Por término medio el joven hacía una movida cada diez minutos. Boris estaba tan acostumbrado al reloj que se sentía turbado, como si le faltara un brazo, como si le faltara una torre. El partido se dilató más de lo normal, y terminó en tablas.
¿Cómo es posible?, pensaba Boris. Cuanto más tiempo tengo para pensar más se me dificultan las cosas. Quizás soy el campeón solo bajo la condición de que los otros no tengan tiempo para pensar. Debo estar padeciendo algún tipo de enfermedad. O probablemente lo estoy subestimando demasiado. O debe ser la falta de costumbre de jugar sin el reloj. Y se conformó con este último pensamiento.
Nadie invitó a una tercera partida, se imponía sola. Boris olvidó el reloj exitosamente, pero ese éxito no se reflejó en el tablero, donde las negras del extraño visitante formaban una fortaleza inexpugnable. Cuando todo parecía encaminarse hacia las tablas una repentina y genial jugada le dio la victoria al joven. Bergman había perdido por primera vez.
Al campeón se le vino la representación de una carrera de cien metros. Después la de doscientos, quinientos, y así hasta la maratón. Él era el campeón de los cien, pero su velocidad mental no se adecuaba a otras medidas. Ni siquiera podía estar seguro de su rapidez: si el reloj circulara con mayor velocidad él probablemente perdería el título. La velocidad de los relojes es una convención, pensó. El hecho de que Boris fuese el campeón era una simple convención. El corredor de los cien metros podía fracasar en los cincuenta.
A Boris no se le ocurrió fijarse en el reloj de la pared, tan olvidado estaba de los relojes. Si lo hubiera hecho hubiera averiguado que la partida había durado dos días, con sus soles y sus lunas. Intuitivamente supo que la partida tuvo una duración desproporcionada, pero solo como un eco disimulado, porque estaba consumido por un grito interior que lo obligaba a pensar en otra partida, y otra partida, y otra partida, hasta tomarse revancha, hasta humillar al joven.

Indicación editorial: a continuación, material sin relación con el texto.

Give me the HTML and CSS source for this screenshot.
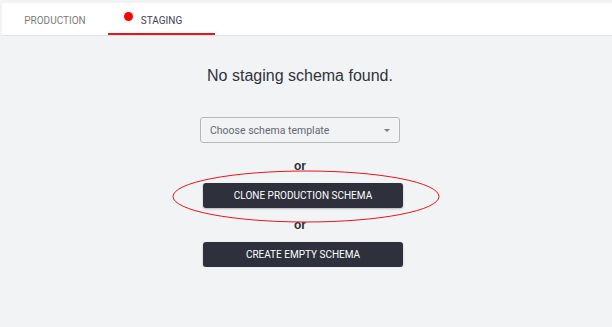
FILE: index.html
```html
<!DOCTYPE html>
<html lang="en">
<head>
    <meta charset="UTF-8">
    <meta name="viewport" content="width=device-width, initial-scale=1.0">
    <title>Schema</title>
    <link rel="stylesheet" href="styles.css">
</head>
<body>
    <div class="tab-bar">
        <div class="tab">PRODUCTION</div>
        <div class="tab active">
            <span class="status-dot"></span>
            STAGING
        </div>
    </div>

    <div class="schema-container">
        <h2 class="empty-title">No staging schema found.</h2>
        <div class="template-select">
            <span>Choose schema template</span>
            <span class="select-arrow"></span>
        </div>
        <div class="or-label">or</div>
        <div class="btn-wrap">
            <button class="btn">CLONE PRODUCTION SCHEMA</button>
            <svg class="highlight" width="268" height="53" viewBox="0 0 268 53">
                <ellipse cx="134" cy="26.5" rx="133" ry="25.5" fill="none" stroke="#e8141c" stroke-width="1"/>
            </svg>
        </div>
        <div class="or-label">or</div>
        <div class="btn-wrap">
            <button class="btn">CREATE EMPTY SCHEMA</button>
        </div>
    </div>
</body>
</html>
```

FILE: styles.css
```css
body {
    margin: 0;
    background-color: #f2f3f5;
    font-family: Roboto, "Liberation Sans", Arial, sans-serif;
}
.tab-bar {
    display: flex;
    height: 32px;
    margin: 3px 0 0 2px;
    background: #fff;
    border-bottom: 1px solid #e2e3e5;
}
.tab {
    position: relative;
    width: 106px;
    display: flex;
    align-items: center;
    justify-content: center;
    font-size: 10px;
    color: #7b7b7b;
    box-sizing: border-box;
    padding-top: 3px;
}
.tab.active {
    width: 107px;
    color: #3b3f4c;
    border-bottom: 2px solid #e8141c;
    padding-top: 5px;
}
.status-dot {
    position: absolute;
    left: 16px;
    top: 9px;
    width: 9px;
    height: 9px;
    border-radius: 50%;
    background: #f00;
}
.schema-container {
    display: flex;
    flex-direction: column;
    align-items: center;
    padding-right: 12px;
}
.empty-title {
    margin: 31px 0 0;
    font-family: "Liberation Sans", Arial, sans-serif;
    font-size: 16px;
    font-weight: normal;
    line-height: 18px;
    color: #2f3340;
}
.template-select {
    width: 200px;
    height: 26px;
    margin-top: 32px;
    box-sizing: border-box;
    border: 1px solid #b7b8ba;
    border-radius: 3px;
    display: flex;
    align-items: center;
    justify-content: space-between;
    padding: 0 9px 0 9px;
    font-size: 10.5px;
    color: #646873;
}
.select-arrow {
    width: 0;
    height: 0;
    border-left: 3.5px solid transparent;
    border-right: 3.5px solid transparent;
    border-top: 3.5px solid #7d7d7d;
    margin-top: 1px;
}
.or-label {
    margin: 16px 0 0;
    font-family: "Liberation Sans", Arial, sans-serif;
    font-size: 12px;
    font-weight: bold;
    line-height: 14px;
    color: #2b2f3a;
}
.or-label + .btn-wrap {
    margin-top: 10px;
}
.btn-wrap + .or-label {
    margin-top: 10px;
}
.btn-wrap {
    position: relative;
    margin-left: 6px;
}
.btn {
    display: block;
    width: 200px;
    height: 25px;
    border: none;
    border-radius: 3px;
    background-color: #2e313c;
    color: #fff;
    font-family: Roboto, "Liberation Sans", Arial, sans-serif;
    font-size: 10px;
    box-shadow: 0 1px 2px rgba(0,0,0,0.25);
    cursor: pointer;
}
.highlight {
    position: absolute;
    left: -31px;
    top: -13px;
    pointer-events: none;
}
```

En la nueva jugada, Boris notó que las fichas se movían con mayor lentitud que en la anterior. Tenía enormes espacios de pensamiento entre una jugada y otra, tiempo suficiente para elegir una entre mil jugadas. Y cuando el señor Bergman se ponía a elegir arruinaba su plan estratégico. No estaba hecho para elegir. Normalmente sus razonamientos eran correctos, hacía lo que debía, no lo que quería. Sin embargo, en estas anormales situaciones, se mareaba hasta el vómito. Sentía la impotencia de su cerebro. Tanto fue así que perdió en pocas movidas.
Agobiado, muerto de calor, se empezó a desnudar. Si se hubiera interesado en otra cosa que no fuese el ajedrez hubiera sabido que ya estaban en verano.
El mismo ordenó las piezas para otra partida. Dibujaban las jugadas con la lentitud de dos quelonios. Boris pensó que, el haber reconocido íntimamente la superioridad de su adversario e implícitamente haber abandonado su anterior soberbia, se daba un margen de ventaja. Además se estaba acostumbrando a estos plazos enormes entre cada jugada y había aprendido a pensar una sola movida con lentitud antes que pensar miles para después tener que elegir entre tantas. No obstante lo cual, la victoria llegó con relativa rapidez, vistiéndose de joven.
El señor Bergman se disculpó para ir al baño. No podía creer lo que estaba pasando. Quizás un recreo, lavarse la cara…. Puso la cabeza debajo de la canilla y la regó bien regada. Levantó la cabeza y se miró en el espejo. El nunca había tenido barba y ahora la tenía en abundancia, y de color blanco. Levantó un poco los ojos: su rostro estaba irreconocible, avejentado. Su pelo era largo y se confundía con la barba. Para huir de esa imagen, para huir de él mismo, se precipitó en la sala. Allí estaba el joven, siempre lampiño, ordenando las piezas.
Diciembre de 2011
No es un consejo pero yo nunca desestimo lo que me hace ruido.